# Changelog

### v0.x.x - Unreleased

#### Breaking

- The experimental `Pledge` for dataflow parallelism have been renamed
  `FlowEvent` to be in line with:
  - `AsyncEvent` in Nim async frameworks
  - `cudaEvent_t` in CUDA
  - `cl_event` in OpenCL

  Renaming changes:
  - `newPledge()` becomes `newFlowEvent()`
  - `fulfill()` becomes `trigger()`
  - `spawnDelayed()` becomes `spawnOnEvents()`
  - The `dependsOn` clause in `parallelFor` becomes `dependsOnEvent`

#### Features

- Added `isReady(Flowvar)` which will return true is `sync` would block on that Flowvar or if the result is actually immediately available.
- `syncScope:` to block until all tasks and their (recursive)
  descendants are completed.
- Dataflow parallelism can now be used with the C++ target.
- Weave as a background service (experimental).
  Weave can now be started on a dedicated thread
  and handle **jobs** from any thread.
  To do this, Weave can be started with `thr.runInBackground(Weave)`.
  Job providing threads should call `setupSubmitterThread(Weave)`,
  and can now use `submit function(args...)` and `waitFor(PendingResult)`
  to have Weave work as a job system.
  Jobs are handled in FIFO order.
  Within a job, tasks can be spawned.

### v0.4.0 - April 2020 - "Bespoke"

#### Compatibility

Weave now targets Nim 1.2.0 instead of `devel`. This is the first Nim release
that supports all requirements of Weave.

#### Features

Weave now provides an experimental "dataflow parallelism" mode.
Dataflow parallelism is also known under the following names:
- Graph parallelism
- Stream parallelism
- Pipeline parallelism
- Data-driven parallelism

Concretely this allows delaying tasks until a condition is met.
This condition is called `Pledge`.
Programs can now create a "computation graph"
or a pipeline of tasks ahead of time that depends on one or more `Pledge`.

For example a game engine might want to associate a pipeline of transformations
to each frame and once the frame prerequisites are met, set the `Pledge` to `fulfilled`.

The `Pledge` can be combined with parallel loops and programs can wait on specific
iterations or even iteration ranges for example to implement parallel video processing
as soon as a subset of the frame is ready instead of waiting for the whole frame.
This exposes significantly more parallelism opportunities.

Dataflow parallelism cannot be used with the C++ backend at the moment.

Weave now provides the 3 main parallelism models:
- Task Parallelism (spawn/sync)
- Data Parallelism (parallel for loop)
- Dataflow Parallelism (delayed tasks)

#### Performance

Weave scalability has been carefully measured and improved.

On matrix multiplication, the traditional benchmark to classify the top 500 supercomputers of the world, Weave speedup on an 18-core CPU is 17.5x while the state-of-the-art Intel implementation using OpenMP allows 15.5x-16x speedup.

### v0.3.0 - January 2020 - "Beam me up!"

`sync(Weave)` has been renamed `syncRoot(Weave)` to highlight that it is only valid on the root task in the main thread.
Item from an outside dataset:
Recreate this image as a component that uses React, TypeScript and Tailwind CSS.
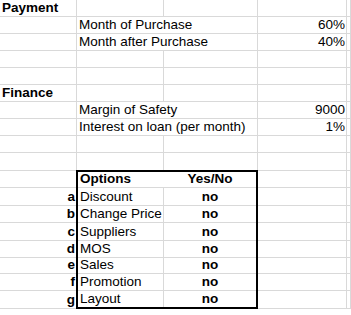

In particular, a procedure that uses syncRoot should not be called be in a multithreaded section. This is a breaking change. In the future such changes will have a deprecation path but the library is only 2 weeks old at the moment.

`parallelFor`, `parallelForStrided`, `parallelForStaged`, `parallelForStagedStrided`
now support an "awaitable" statement to allow fine-grain sync.
Fine-grained data-dependencies are under research (for example launch a task when the first 50 iterations are done out of a 100 iteration loops), "awaitable" may change
to have an unified syntax for delayed tasks depending on a task, a whole loop or a subset of it.
If possible, it is recommended to use "awaitable" instead of `syncRoot()` to allow composable parallelism, `syncRoot()` can only be called in a serial section of the code.

Weave can now be compiled with Microsoft Visual Studio in C++ mode.

"LastVictim" and "LastThief" WV_Target policy has been added.
The default is still "Random", pass "-d:WV_Target=LastVictim" to explore performance on your workload

"StealEarly" has been implemented, the default is not to steal early,
pass "-d:WV_StealEarly=2" for example to allow workers to initiate a steal request
when 2 tasks or less are left in their queue.

#### Performance

Weave has been thoroughly tested and tuned on state-of-the-art matrix multiplication implementation
against competing pure Assembly, hand-tuned BLAS implementations to reach High-performance Computing scalability standards.

3 cases can trigger loop splitting in Weave:
- loadBalance(Weave),
- sharing work to idle child threads
- incoming thieves
The first 2 were not working properly and resulted in pathological performance cases.
This has been fixed.

Fixed strided loop iteration rounding
Fixed compilation with metrics

Executing a loop now counts as a single task for the adaptative steal policy.
This prevents short loops from hindering steal-half strategy as it depends
on the number of tasks executed per steal requests interval.

#### Internals
- Weave uses explicit finite state machines in several places.
- The memory pool now has the same interface has malloc/free, in the past
  freeing a block required passing a threadID as this avoided an expensive getThreadID syscall.
  The new solution uses assembly code to get the address of the current thread thread-local storage
  as an unique threadID.
- Weave memory subsystem now supports LLVM AddressSanitizer to detect memory bugs.
  Spurious (?) errors from Nim and Weave were not removed and are left as a future task.

### v0.2.0 - December 2019 - "Overture"

Weave `EventNotifier` has been rewritten and formally verified.
Combined with using raw Linux futex to workaround a condition variable bug
in glibc and musl, Weave backoff system is now deadlock-free.

Backoff has been renamed from `WV_EnableBackoff` to `WV_Backoff`.
It is now enabled by default.

Weave now supports Windows.

### v0.1.0 - December 2019 - "Arabesques"

Initial release